5.3.5 C. The Classical (Theoretical) Approach

The classical approach calculates probability using logical reasoning and symmetry assumptions when all outcomes are equally likely.

NoteFormula 4.2: Classical Probability

P(E) = \frac{\text{Number of ways event E can occur}}{\text{Total number of equally likely outcomes}}

Requirements:

  1. Finite sample space: Countable number of outcomes
  2. Equally likely outcomes: Each outcome has the same probability
  3. Mutually exclusive outcomes: No overlap between outcomes

Examples:

  • Fair coin: P(\text{Heads}) = 1/2 (1 favorable outcome, 2 total outcomes)
  • Fair die: P(\text{Roll 5}) = 1/6 (1 favorable outcome, 6 total outcomes)
  • Deck of cards: P(\text{Draw Ace}) = 4/52 = 1/13 (4 aces, 52 total cards)

5.3.6 Example 4.3: Executive Committee Selection (Classical Probability)

Worldwide Corporation has a 12-member Board of Directors:

  • 7 men
  • 5 women

The CEO must randomly select a 3-person executive committee to oversee a major acquisition. All members have equal qualifications.

Question: What is the probability that the committee consists of:

  1. All 3 women?
  2. Exactly 2 men and 1 woman?
  3. At least 1 woman?

Solution:

Total possible committees: Number of ways to choose 3 people from 12 (order doesn’t matter → combinations).

\text{Total outcomes} = {_{12}C_3} = \frac{12!}{3!(12-3)!} = \frac{12 \times 11 \times 10}{3 \times 2 \times 1} = 220

a.
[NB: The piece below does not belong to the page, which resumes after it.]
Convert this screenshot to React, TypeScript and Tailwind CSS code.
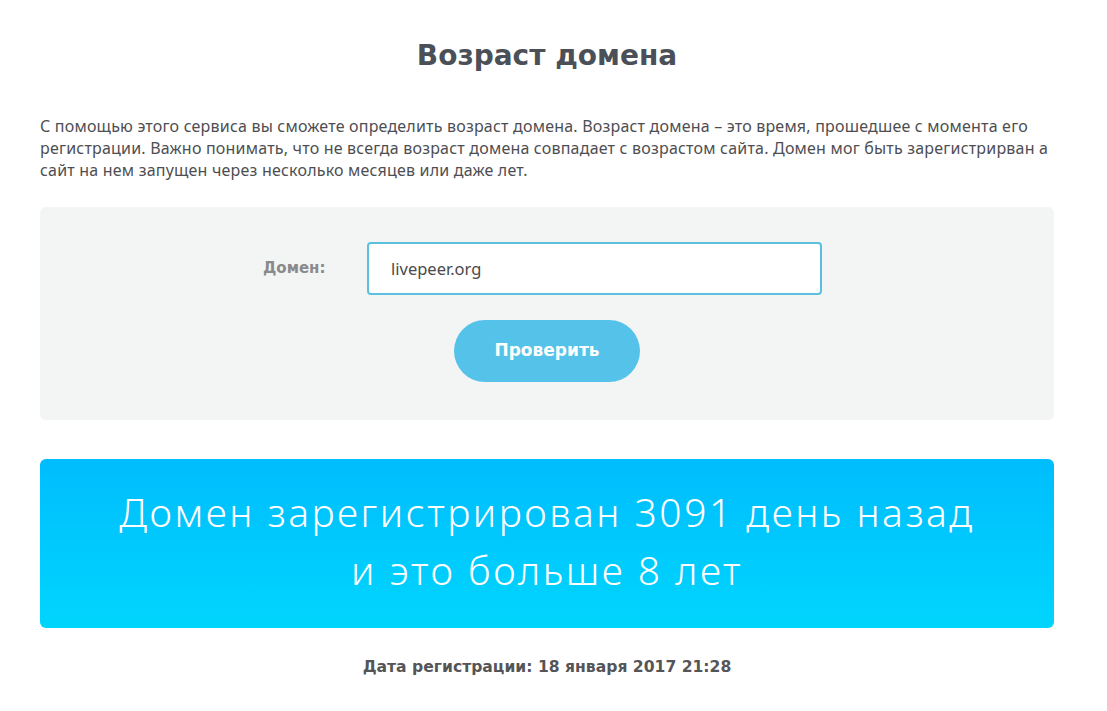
export default function App() {
  return (
    <div className="min-h-screen bg-white font-['Noto_Sans',sans-serif]">
      <div className="ml-[40px] w-[1014px] pt-[38px] pb-10">
        <h1 className="text-center font-['DejaVu_Sans',sans-serif] text-[28px] font-bold leading-[36px] text-[#4b5058]">
          Возраст домена
        </h1>

        <p className="mt-[41px] text-[16px] leading-[22px] tracking-[0.2px] text-[#4e4e52]">
          С помощью этого сервиса вы сможете определить возраст домена. Возраст домена – это время, прошедшее с момента его
          <br />
          регистрации. Важно понимать, что не всегда возраст домена совпадает с возрастом сайта. Домен мог быть зарегистрирван а
          <br />
          сайт на нем запущен через несколько месяцев или даже лет.
        </p>

        <form className="mt-[26px] flex flex-col rounded-md bg-[#f3f5f5] pt-[35px] pb-[38px]">
          <div className="ml-[223px] flex items-center">
            <label className="w-[104px] font-['DejaVu_Sans',sans-serif] text-[15px] font-bold text-[#8a8a8a]">Домен:</label>
            <input
              defaultValue="livepeer.org"
              className="h-[53px] w-[455px] rounded-[4px] border-2 border-[#5bc0e0] bg-white px-[22px] text-[16.5px] text-[#4a4a4a] outline-none"
            />
          </div>
          <button
            type="button"
            className="mx-auto mt-[25px] h-[62px] w-[186px] rounded-full bg-[#55c2ea] font-['DejaVu_Sans',sans-serif] text-[17px] font-bold text-white"
          >
            Проверить
          </button>
        </form>

        {/* result banner */}
        <div className="mt-[39px] flex h-[169px] flex-col items-center justify-center rounded-md bg-gradient-to-b from-[#00bdfd] to-[#00d5fd] pb-[5px] text-center text-[39px] font-light leading-[58px] tracking-[2.5px] text-white">
          <div>Домен зарегистрирован 3091 день назад</div>
          <div>и это больше 8 лет</div>
        </div>

        <p className="mt-[28px] text-center font-['DejaVu_Sans',sans-serif] text-[15.6px] font-bold text-[#555558]">
          Дата регистрации: 18 января 2017 21:28
        </p>
      </div>
    </div>
  );
}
Probability all 3 are women:

Number of ways to choose 3 women from 5:

{_5C_3} = \frac{5!}{3!(5-3)!} = \frac{5 \times 4}{2 \times 1} = 10

P(\text{All 3 women}) = \frac{10}{220} = \frac{1}{22} \approx 0.045 = 4.5\%

b. Probability of exactly 2 men and 1 woman:

  • Ways to choose 2 men from 7: {_7C_2} = 21
  • Ways to choose 1 woman from 5: {_5C_1} = 5
  • Total ways: 21 \times 5 = 105

P(\text{2 men, 1 woman}) = \frac{105}{220} \approx 0.477 = 47.7\%

c. Probability of at least 1 woman:

Method 1: Use complement rule (easier!)

P(\text{At least 1 woman}) = 1 - P(\text{No women = All 3 men})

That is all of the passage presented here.